Er was niets in de ark, dan alleen de twee tafelen, die Mozes bij Horeb daarin gedaan had als de HEERE een verbond maakte met de kinderen Israels, toen zij uit Egypte uitgetogen waren.
11 And it came to pass when the priests were come out of the holy place (for all the priests that were present were hallowed without observing the courses;
En het geschiedde, als de priesters uit het heilige uitgingen; (want al de priesters, die gevonden werden, hadden zich geheiligd, zonder de verdelingen te houden;
12 and the Levites the singers, all they of Asaph, of Heman, of Jeduthun, with their sons and their brethren, clad in byssus, with cymbals and lutes and harps, stood at the east end of the altar, and with them a hundred and twenty priests sounding with trumpets),
En de Levieten, die zangers waren van hen allen, van Asaf, van Heman, van Jeduthun, en van hun zonen, en van hun broederen, in fijn linnen gekleed, met cimbalen, en met luiten, en harpen, stonden tegen het oosten des altaars, en met hen tot honderd en twintig priesteren toe, trompettende met trompetten.)
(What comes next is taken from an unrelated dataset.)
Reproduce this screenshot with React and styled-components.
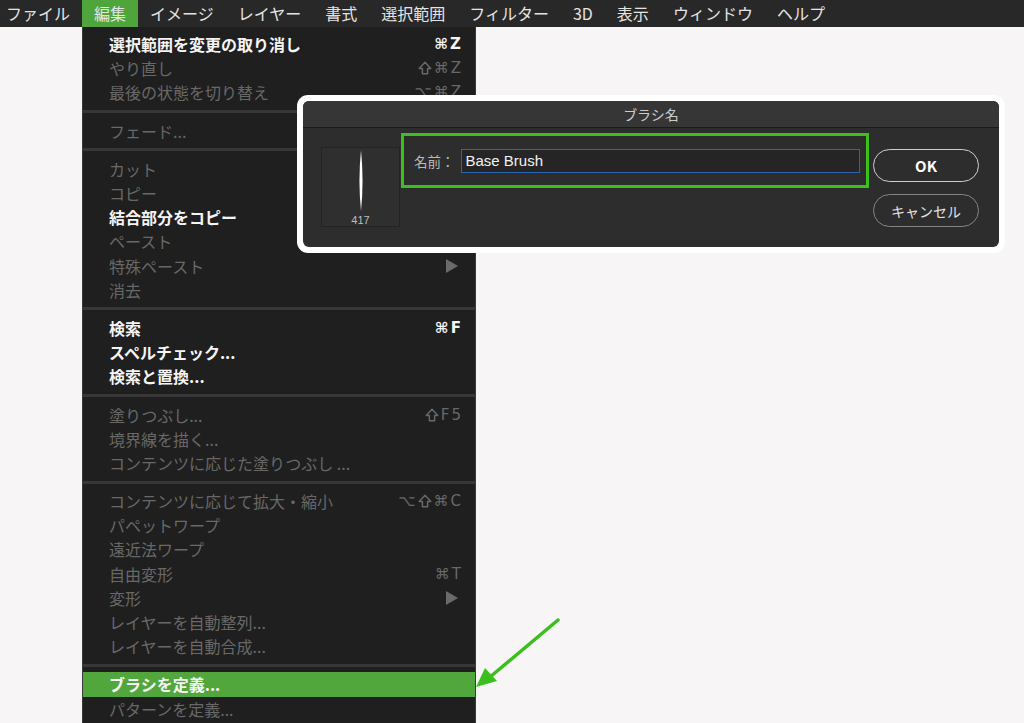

13 — it came to pass when the trumpeters and singers were as one, to make one voice to be heard in praising and thanking Jehovah; and when they lifted up their voice with trumpets, and cymbals, and instruments of music, and praised Jehovah: For he is good, for his loving-kindness [endureth] for ever; that then the house, the house of Jehovah, was filled with a cloud,
Het geschiedde dan, als zij eenpariglijk trompetten en zongen, om een eenparige stem te laten horen, prijzende en lovende den HEERE; en als zij de stem verhieven met trompetten, en met cimbalen, en andere muzikale instrumenten, en als zij den HEERE prezen, dat Hij goed is, dat Zijn weldadigheid is tot in eeuwigheid; dat het huis met een wolk vervuld werd, namelijk het huis des HEEREN.
14 and the priests could not stand to do their service because of the cloud; for the glory of Jehovah had filled the house of God.
En de priesters konden, vanwege die wolk, niet staan, om te dienen; want de heerlijkheid des HEEREN had het huis Gods vervuld.